>> Begin Material provided

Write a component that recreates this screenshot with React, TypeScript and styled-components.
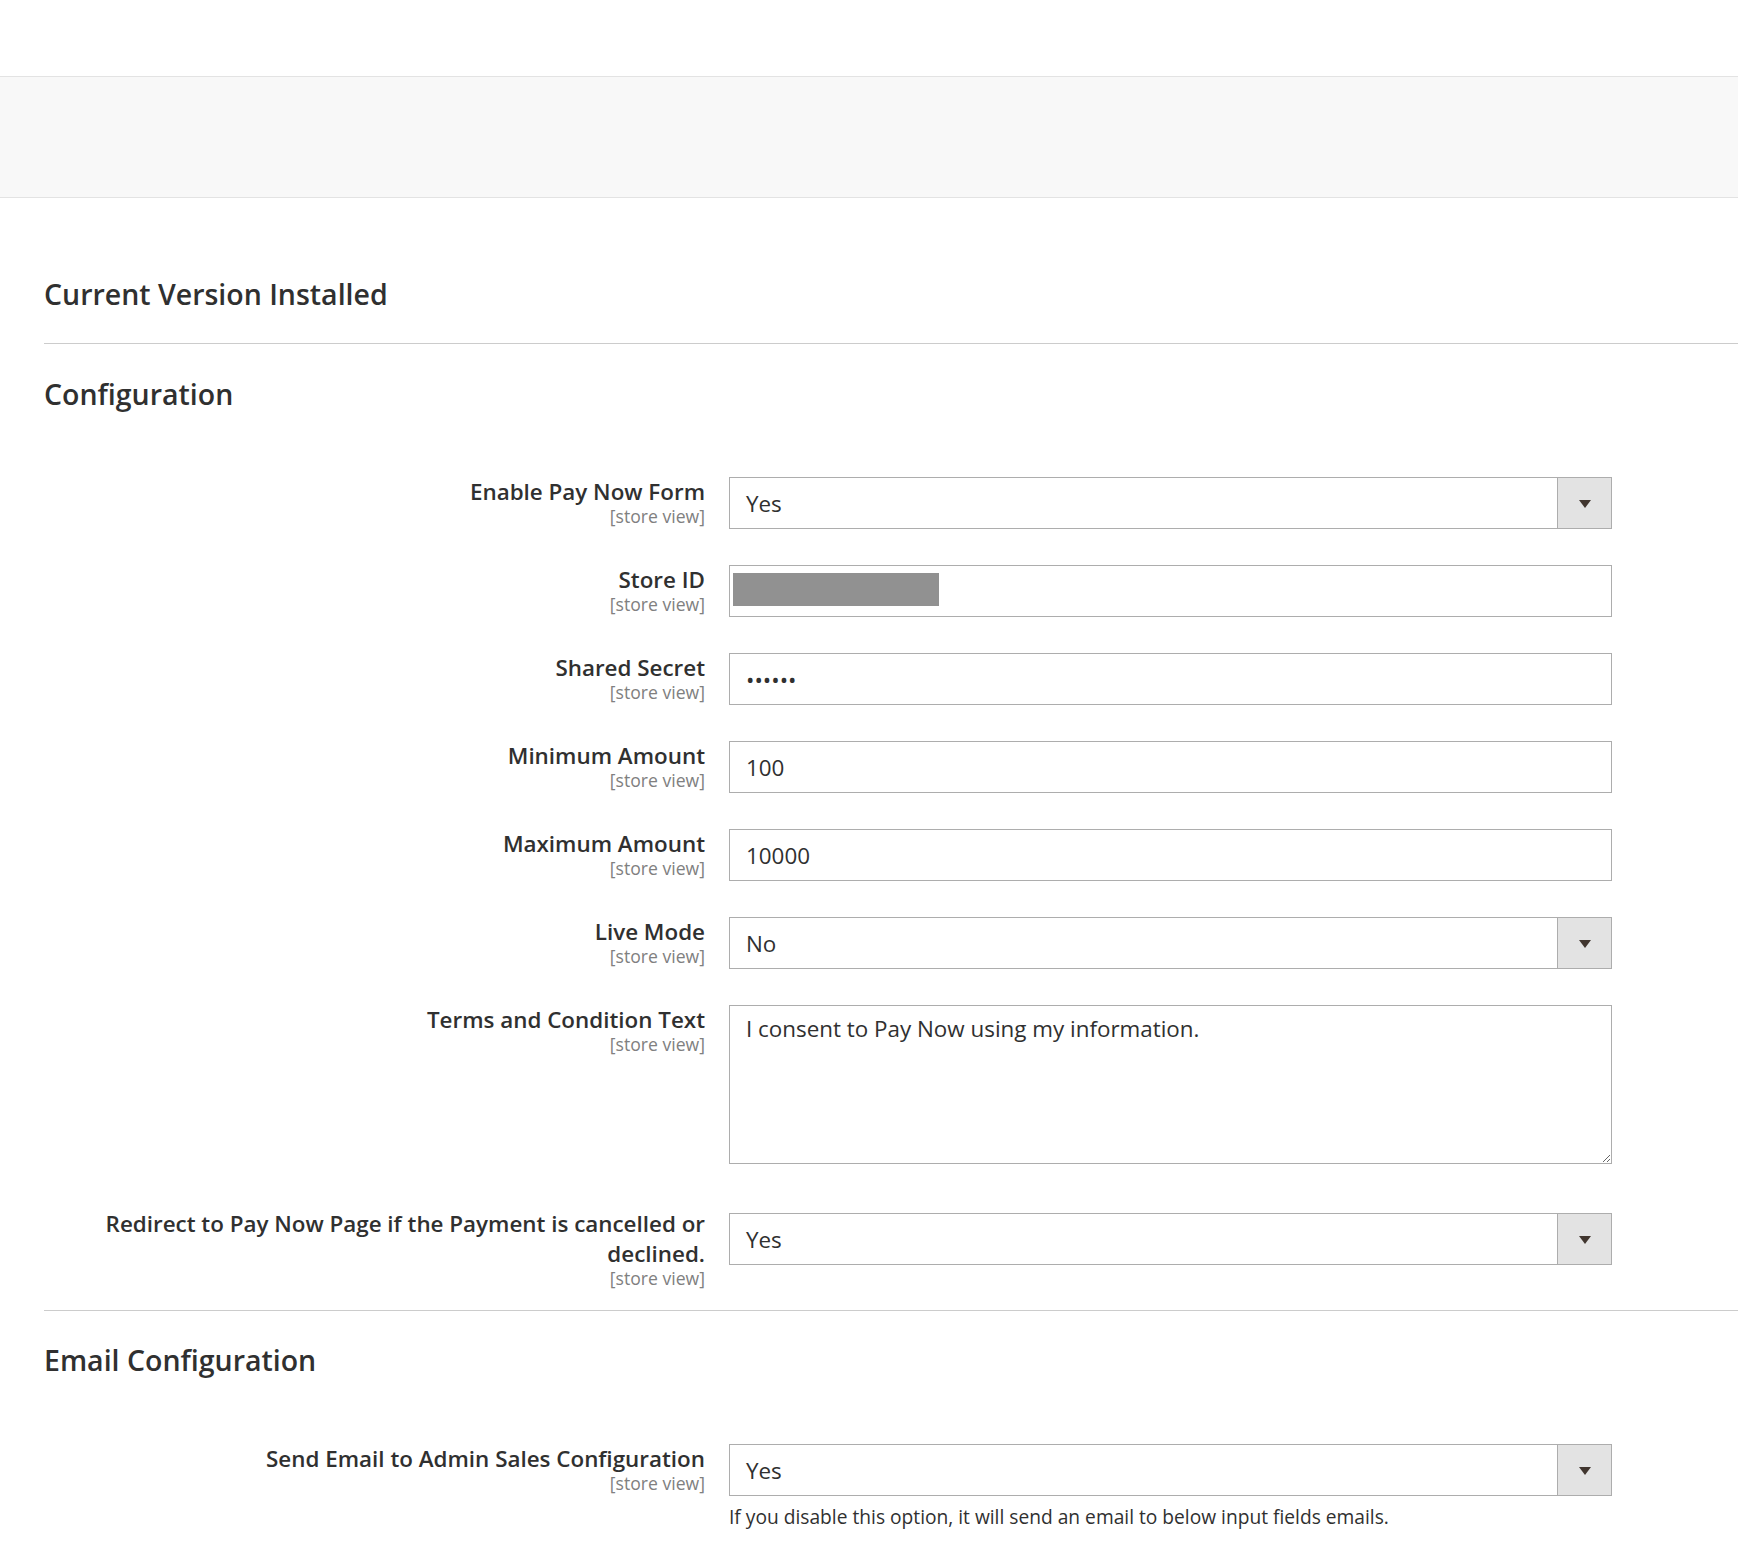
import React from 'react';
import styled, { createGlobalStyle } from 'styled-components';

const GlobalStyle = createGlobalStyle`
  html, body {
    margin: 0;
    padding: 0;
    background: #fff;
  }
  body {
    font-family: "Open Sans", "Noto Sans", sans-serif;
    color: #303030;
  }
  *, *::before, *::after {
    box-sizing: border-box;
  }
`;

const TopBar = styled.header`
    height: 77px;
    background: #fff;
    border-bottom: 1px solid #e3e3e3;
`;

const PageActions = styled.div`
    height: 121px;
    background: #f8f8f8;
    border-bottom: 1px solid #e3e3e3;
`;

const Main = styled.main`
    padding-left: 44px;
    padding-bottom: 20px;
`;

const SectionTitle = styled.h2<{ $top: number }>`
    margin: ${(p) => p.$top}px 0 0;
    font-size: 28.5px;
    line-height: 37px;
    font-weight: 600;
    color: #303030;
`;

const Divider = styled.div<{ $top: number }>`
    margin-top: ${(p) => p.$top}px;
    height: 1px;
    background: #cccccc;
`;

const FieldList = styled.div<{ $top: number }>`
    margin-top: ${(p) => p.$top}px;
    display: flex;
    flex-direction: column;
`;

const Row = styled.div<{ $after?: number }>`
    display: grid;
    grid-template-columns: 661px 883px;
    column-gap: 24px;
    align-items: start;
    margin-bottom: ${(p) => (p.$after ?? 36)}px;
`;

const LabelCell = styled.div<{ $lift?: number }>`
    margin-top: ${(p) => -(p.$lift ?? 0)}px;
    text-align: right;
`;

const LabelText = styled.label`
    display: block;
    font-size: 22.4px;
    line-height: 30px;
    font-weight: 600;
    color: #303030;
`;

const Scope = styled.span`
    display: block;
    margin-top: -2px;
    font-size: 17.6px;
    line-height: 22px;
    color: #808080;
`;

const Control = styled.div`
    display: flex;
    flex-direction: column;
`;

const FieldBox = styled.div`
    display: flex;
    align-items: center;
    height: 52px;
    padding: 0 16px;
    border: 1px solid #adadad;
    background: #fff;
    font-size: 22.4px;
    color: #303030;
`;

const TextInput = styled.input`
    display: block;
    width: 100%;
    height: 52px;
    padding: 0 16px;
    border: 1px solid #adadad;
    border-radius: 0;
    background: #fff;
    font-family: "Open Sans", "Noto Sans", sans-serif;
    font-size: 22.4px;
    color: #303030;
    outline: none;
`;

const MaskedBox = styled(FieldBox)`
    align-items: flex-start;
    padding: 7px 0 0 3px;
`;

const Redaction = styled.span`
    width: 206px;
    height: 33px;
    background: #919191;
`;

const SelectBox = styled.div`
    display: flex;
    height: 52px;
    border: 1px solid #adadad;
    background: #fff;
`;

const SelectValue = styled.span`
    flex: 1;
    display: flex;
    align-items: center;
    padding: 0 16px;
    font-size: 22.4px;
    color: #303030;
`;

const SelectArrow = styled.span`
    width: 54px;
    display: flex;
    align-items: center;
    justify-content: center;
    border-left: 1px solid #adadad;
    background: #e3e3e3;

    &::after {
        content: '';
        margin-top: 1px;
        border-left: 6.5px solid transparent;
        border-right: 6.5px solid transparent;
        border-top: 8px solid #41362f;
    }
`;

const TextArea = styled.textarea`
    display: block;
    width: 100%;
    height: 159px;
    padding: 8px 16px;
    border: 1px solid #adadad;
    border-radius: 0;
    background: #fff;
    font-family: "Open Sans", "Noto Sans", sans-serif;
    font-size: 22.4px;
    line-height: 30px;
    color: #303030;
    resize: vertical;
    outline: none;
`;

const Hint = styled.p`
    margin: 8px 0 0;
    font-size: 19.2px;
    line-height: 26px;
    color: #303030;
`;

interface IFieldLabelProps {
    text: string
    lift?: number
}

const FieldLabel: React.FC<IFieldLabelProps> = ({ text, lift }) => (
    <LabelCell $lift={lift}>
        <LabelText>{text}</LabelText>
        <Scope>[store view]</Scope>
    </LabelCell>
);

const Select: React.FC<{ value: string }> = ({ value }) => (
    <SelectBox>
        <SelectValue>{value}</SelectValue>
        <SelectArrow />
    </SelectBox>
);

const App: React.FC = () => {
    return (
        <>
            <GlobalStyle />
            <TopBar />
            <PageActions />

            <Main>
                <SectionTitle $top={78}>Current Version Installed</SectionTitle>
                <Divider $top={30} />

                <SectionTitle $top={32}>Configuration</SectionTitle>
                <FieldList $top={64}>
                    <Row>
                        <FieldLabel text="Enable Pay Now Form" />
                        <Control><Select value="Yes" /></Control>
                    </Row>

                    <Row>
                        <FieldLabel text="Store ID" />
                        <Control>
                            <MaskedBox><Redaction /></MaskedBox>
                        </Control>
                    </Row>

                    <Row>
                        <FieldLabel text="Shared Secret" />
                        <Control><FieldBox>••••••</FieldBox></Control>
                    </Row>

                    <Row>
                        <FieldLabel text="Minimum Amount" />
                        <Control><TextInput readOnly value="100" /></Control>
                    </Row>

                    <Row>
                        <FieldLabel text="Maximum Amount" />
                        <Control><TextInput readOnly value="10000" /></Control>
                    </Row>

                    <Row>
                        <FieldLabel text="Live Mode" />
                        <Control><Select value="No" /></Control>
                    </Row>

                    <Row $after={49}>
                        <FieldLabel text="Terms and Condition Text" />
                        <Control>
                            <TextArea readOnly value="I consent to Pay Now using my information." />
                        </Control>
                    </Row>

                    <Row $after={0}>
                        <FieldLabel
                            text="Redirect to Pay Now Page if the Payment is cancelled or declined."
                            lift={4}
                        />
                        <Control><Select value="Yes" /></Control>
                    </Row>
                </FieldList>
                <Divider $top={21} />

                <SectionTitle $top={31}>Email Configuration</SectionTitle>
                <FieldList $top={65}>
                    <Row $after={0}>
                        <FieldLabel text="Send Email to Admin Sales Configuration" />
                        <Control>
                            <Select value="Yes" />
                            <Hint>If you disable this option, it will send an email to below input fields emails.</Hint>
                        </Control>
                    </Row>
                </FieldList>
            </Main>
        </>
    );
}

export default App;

>> End Material provided

What the task requires
Copy all the data exactly as written, but skip any picture.

Solution to this task
Write a component that recreates this screenshot with React, TypeScript and styled-components.
import React from 'react';
import styled, { createGlobalStyle } from 'styled-components';

const GlobalStyle = createGlobalStyle`
  html, body {
    margin: 0;
    padding: 0;
    background: #fff;
  }
  body {
    font-family: "Open Sans", "Noto Sans", sans-serif;
    color: #303030;
  }
  *, *::before, *::after {
    box-sizing: border-box;
  }
`;

const TopBar = styled.header`
    height: 77px;
    background: #fff;
    border-bottom: 1px solid #e3e3e3;
`;

const PageActions = styled.div`
    height: 121px;
    background: #f8f8f8;
    border-bottom: 1px solid #e3e3e3;
`;

const Main = styled.main`
    padding-left: 44px;
    padding-bottom: 20px;
`;

const SectionTitle = styled.h2<{ $top: number }>`
    margin: ${(p) => p.$top}px 0 0;
    font-size: 28.5px;
    line-height: 37px;
    font-weight: 600;
    color: #303030;
`;

const Divider = styled.div<{ $top: number }>`
    margin-top: ${(p) => p.$top}px;
    height: 1px;
    background: #cccccc;
`;

const FieldList = styled.div<{ $top: number }>`
    margin-top: ${(p) => p.$top}px;
    display: flex;
    flex-direction: column;
`;

const Row = styled.div<{ $after?: number }>`
    display: grid;
    grid-template-columns: 661px 883px;
    column-gap: 24px;
    align-items: start;
    margin-bottom: ${(p) => (p.$after ?? 36)}px;
`;

const LabelCell = styled.div<{ $lift?: number }>`
    margin-top: ${(p) => -(p.$lift ?? 0)}px;
    text-align: right;
`;

const LabelText = styled.label`
    display: block;
    font-size: 22.4px;
    line-height: 30px;
    font-weight: 600;
    color: #303030;
`;

const Scope = styled.span`
    display: block;
    margin-top: -2px;
    font-size: 17.6px;
    line-height: 22px;
    color: #808080;
`;

const Control = styled.div`
    display: flex;
    flex-direction: column;
`;

const FieldBox = styled.div`
    display: flex;
    align-items: center;
    height: 52px;
    padding: 0 16px;
    border: 1px solid #adadad;
    background: #fff;
    font-size: 22.4px;
    color: #303030;
`;

const TextInput = styled.input`
    display: block;
    width: 100%;
    height: 52px;
    padding: 0 16px;
    border: 1px solid #adadad;
    border-radius: 0;
    background: #fff;
    font-family: "Open Sans", "Noto Sans", sans-serif;
    font-size: 22.4px;
    color: #303030;
    outline: none;
`;

const MaskedBox = styled(FieldBox)`
    align-items: flex-start;
    padding: 7px 0 0 3px;
`;

const Redaction = styled.span`
    width: 206px;
    height: 33px;
    background: #919191;
`;

const SelectBox = styled.div`
    display: flex;
    height: 52px;
    border: 1px solid #adadad;
    background: #fff;
`;

const SelectValue = styled.span`
    flex: 1;
    display: flex;
    align-items: center;
    padding: 0 16px;
    font-size: 22.4px;
    color: #303030;
`;

const SelectArrow = styled.span`
    width: 54px;
    display: flex;
    align-items: center;
    justify-content: center;
    border-left: 1px solid #adadad;
    background: #e3e3e3;

    &::after {
        content: '';
        margin-top: 1px;
        border-left: 6.5px solid transparent;
        border-right: 6.5px solid transparent;
        border-top: 8px solid #41362f;
    }
`;

const TextArea = styled.textarea`
    display: block;
    width: 100%;
    height: 159px;
    padding: 8px 16px;
    border: 1px solid #adadad;
    border-radius: 0;
    background: #fff;
    font-family: "Open Sans", "Noto Sans", sans-serif;
    font-size: 22.4px;
    line-height: 30px;
    color: #303030;
    resize: vertical;
    outline: none;
`;

const Hint = styled.p`
    margin: 8px 0 0;
    font-size: 19.2px;
    line-height: 26px;
    color: #303030;
`;

interface IFieldLabelProps {
    text: string
    lift?: number
}

const FieldLabel: React.FC<IFieldLabelProps> = ({ text, lift }) => (
    <LabelCell $lift={lift}>
        <LabelText>{text}</LabelText>
        <Scope>[store view]</Scope>
    </LabelCell>
);

const Select: React.FC<{ value: string }> = ({ value }) => (
    <SelectBox>
        <SelectValue>{value}</SelectValue>
        <SelectArrow />
    </SelectBox>
);

const App: React.FC = () => {
    return (
        <>
            <GlobalStyle />
            <TopBar />
            <PageActions />

            <Main>
                <SectionTitle $top={78}>Current Version Installed</SectionTitle>
                <Divider $top={30} />

                <SectionTitle $top={32}>Configuration</SectionTitle>
                <FieldList $top={64}>
                    <Row>
                        <FieldLabel text="Enable Pay Now Form" />
                        <Control><Select value="Yes" /></Control>
                    </Row>

                    <Row>
                        <FieldLabel text="Store ID" />
                        <Control>
                            <MaskedBox><Redaction /></MaskedBox>
                        </Control>
                    </Row>

                    <Row>
                        <FieldLabel text="Shared Secret" />
                        <Control><FieldBox>••••••</FieldBox></Control>
                    </Row>

                    <Row>
                        <FieldLabel text="Minimum Amount" />
                        <Control><TextInput readOnly value="100" /></Control>
                    </Row>

                    <Row>
                        <FieldLabel text="Maximum Amount" />
                        <Control><TextInput readOnly value="10000" /></Control>
                    </Row>

                    <Row>
                        <FieldLabel text="Live Mode" />
                        <Control><Select value="No" /></Control>
                    </Row>

                    <Row $after={49}>
                        <FieldLabel text="Terms and Condition Text" />
                        <Control>
                            <TextArea readOnly value="I consent to Pay Now using my information." />
                        </Control>
                    </Row>

                    <Row $after={0}>
                        <FieldLabel
                            text="Redirect to Pay Now Page if the Payment is cancelled or declined."
                            lift={4}
                        />
                        <Control><Select value="Yes" /></Control>
                    </Row>
                </FieldList>
                <Divider $top={21} />

                <SectionTitle $top={31}>Email Configuration</SectionTitle>
                <FieldList $top={65}>
                    <Row $after={0}>
                        <FieldLabel text="Send Email to Admin Sales Configuration" />
                        <Control>
                            <Select value="Yes" />
                            <Hint>If you disable this option, it will send an email to below input fields emails.</Hint>
                        </Control>
                    </Row>
                </FieldList>
            </Main>
        </>
    );
}

export default App;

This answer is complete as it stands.